I know it seems redundant, but is such thing possible to accomplish? Thank you in advance


Solution

  • A bit late but I want to post an update and provide a solution that I ended up implementing to partially achieve what I wanted.

    I specified two includes/modules:

    • constants.js: Which contained a list of global variables that specify the full BigQuery paths to all hypothetical raw tables (each corresponding to a schema version).
    • modules.js: contained a function which carries out a UNION ALL operation on all outdated and current schema versions. This function is then called in the pre_operations block on my main user-facing table on each incremental run.

    modules.js file:

        // This function is used to select raw data from the current and all previous schemas
    
       function set_latest_schema() {
        return `
          WITH UNIONED AS (
            SELECT * FROM ${constants.raw_4} WHERE DATE(ingestion_time) >= "2023-01-03"
            UNION ALL
            SELECT * FROM ${constants.raw_3} WHERE DATE(server_timestamp) >= "2023-01-01"
            UNION ALL
            SELECT * FROM ${constants.raw_2} WHERE DATE(server_timestamp) >= "2023-01-01"
            UNION ALL
            SELECT * FROM ${constants.raw_1_1} WHERE DATE(server_timestamp) >= "2023-01-01"
            UNION ALL
            SELECT * FROM ${constants.raw_1} WHERE DATE(server_timestamp) >= "2023-01-01"
          ),
        `
    }
    

    constants.js file:

    // list of raw tables to source from (newest - to - oldest in descending order) 
    const raw_4 = '`project_id.dataset_id.table_id_5`';
    const raw_3 = '`project_id.dataset_id.table_id_4`';
    const raw_2 = '`project_id.dataset_id.table_id_3`';
    const raw_1_1 = '`project_id.dataset_id.table_id_2`';
    const raw_1 = '`project_id.dataset_id.table_id_1`';
    

    In the event of a schema change, a new raw table is constructed, a new constant is added pointing to the new respective table, a new line is added to the UNION ALL statement, and a Pub/Sub message is automatically sent which triggers a cloud function that deletes existing user-facing tables, at which point my orchestration layer (in Cloud Workflows) begins triggering frequent executions to rebuild my updated user-facing tables. This is not a perfect solution, since some changes still have to be done manually in the query logic to account for the new schema.
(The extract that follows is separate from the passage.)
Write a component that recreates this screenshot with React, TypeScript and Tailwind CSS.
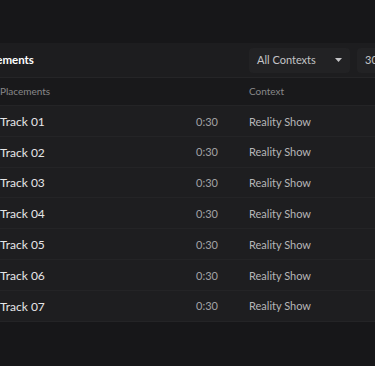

    In addition, I have now realized that schema changes as a result of new fields can become a lot more simple and the amount of manual labour can be drastically reduced through the use of a repeated record wherein custom key-value pairs (which represent new fields) can be added to the raw table without having to rebuild the raw table. So one less step to worry about whenever breaking changes occur.